Data section =
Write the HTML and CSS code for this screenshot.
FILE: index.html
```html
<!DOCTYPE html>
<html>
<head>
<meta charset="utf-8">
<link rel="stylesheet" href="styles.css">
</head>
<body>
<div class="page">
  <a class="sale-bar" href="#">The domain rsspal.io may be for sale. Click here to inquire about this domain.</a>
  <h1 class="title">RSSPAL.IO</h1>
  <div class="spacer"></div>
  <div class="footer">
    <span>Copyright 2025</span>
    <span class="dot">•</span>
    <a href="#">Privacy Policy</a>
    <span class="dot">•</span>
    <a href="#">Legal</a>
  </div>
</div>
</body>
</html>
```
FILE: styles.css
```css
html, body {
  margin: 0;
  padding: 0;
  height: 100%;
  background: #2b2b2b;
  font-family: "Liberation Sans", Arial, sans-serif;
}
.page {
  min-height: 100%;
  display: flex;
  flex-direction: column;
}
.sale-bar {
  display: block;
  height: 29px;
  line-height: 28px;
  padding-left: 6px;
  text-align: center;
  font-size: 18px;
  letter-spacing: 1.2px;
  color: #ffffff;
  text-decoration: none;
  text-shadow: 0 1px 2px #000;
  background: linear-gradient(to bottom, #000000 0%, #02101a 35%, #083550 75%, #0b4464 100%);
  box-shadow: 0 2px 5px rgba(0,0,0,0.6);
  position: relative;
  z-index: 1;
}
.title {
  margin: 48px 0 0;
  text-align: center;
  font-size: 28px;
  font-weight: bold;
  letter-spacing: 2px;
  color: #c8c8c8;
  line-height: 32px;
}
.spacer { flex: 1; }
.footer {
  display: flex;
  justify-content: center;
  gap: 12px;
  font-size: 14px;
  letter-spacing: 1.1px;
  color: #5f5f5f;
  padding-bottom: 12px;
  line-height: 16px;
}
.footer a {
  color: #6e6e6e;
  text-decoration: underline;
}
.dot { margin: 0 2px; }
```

Given problem = Restate every line of the data word for word.

The result =
Write the HTML and CSS code for this screenshot.
FILE: index.html
```html
<!DOCTYPE html>
<html>
<head>
<meta charset="utf-8">
<link rel="stylesheet" href="styles.css">
</head>
<body>
<div class="page">
  <a class="sale-bar" href="#">The domain rsspal.io may be for sale. Click here to inquire about this domain.</a>
  <h1 class="title">RSSPAL.IO</h1>
  <div class="spacer"></div>
  <div class="footer">
    <span>Copyright 2025</span>
    <span class="dot">•</span>
    <a href="#">Privacy Policy</a>
    <span class="dot">•</span>
    <a href="#">Legal</a>
  </div>
</div>
</body>
</html>
```
FILE: styles.css
```css
html, body {
  margin: 0;
  padding: 0;
  height: 100%;
  background: #2b2b2b;
  font-family: "Liberation Sans", Arial, sans-serif;
}
.page {
  min-height: 100%;
  display: flex;
  flex-direction: column;
}
.sale-bar {
  display: block;
  height: 29px;
  line-height: 28px;
  padding-left: 6px;
  text-align: center;
  font-size: 18px;
  letter-spacing: 1.2px;
  color: #ffffff;
  text-decoration: none;
  text-shadow: 0 1px 2px #000;
  background: linear-gradient(to bottom, #000000 0%, #02101a 35%, #083550 75%, #0b4464 100%);
  box-shadow: 0 2px 5px rgba(0,0,0,0.6);
  position: relative;
  z-index: 1;
}
.title {
  margin: 48px 0 0;
  text-align: center;
  font-size: 28px;
  font-weight: bold;
  letter-spacing: 2px;
  color: #c8c8c8;
  line-height: 32px;
}
.spacer { flex: 1; }
.footer {
  display: flex;
  justify-content: center;
  gap: 12px;
  font-size: 14px;
  letter-spacing: 1.1px;
  color: #5f5f5f;
  padding-bottom: 12px;
  line-height: 16px;
}
.footer a {
  color: #6e6e6e;
  text-decoration: underline;
}
.dot { margin: 0 2px; }
```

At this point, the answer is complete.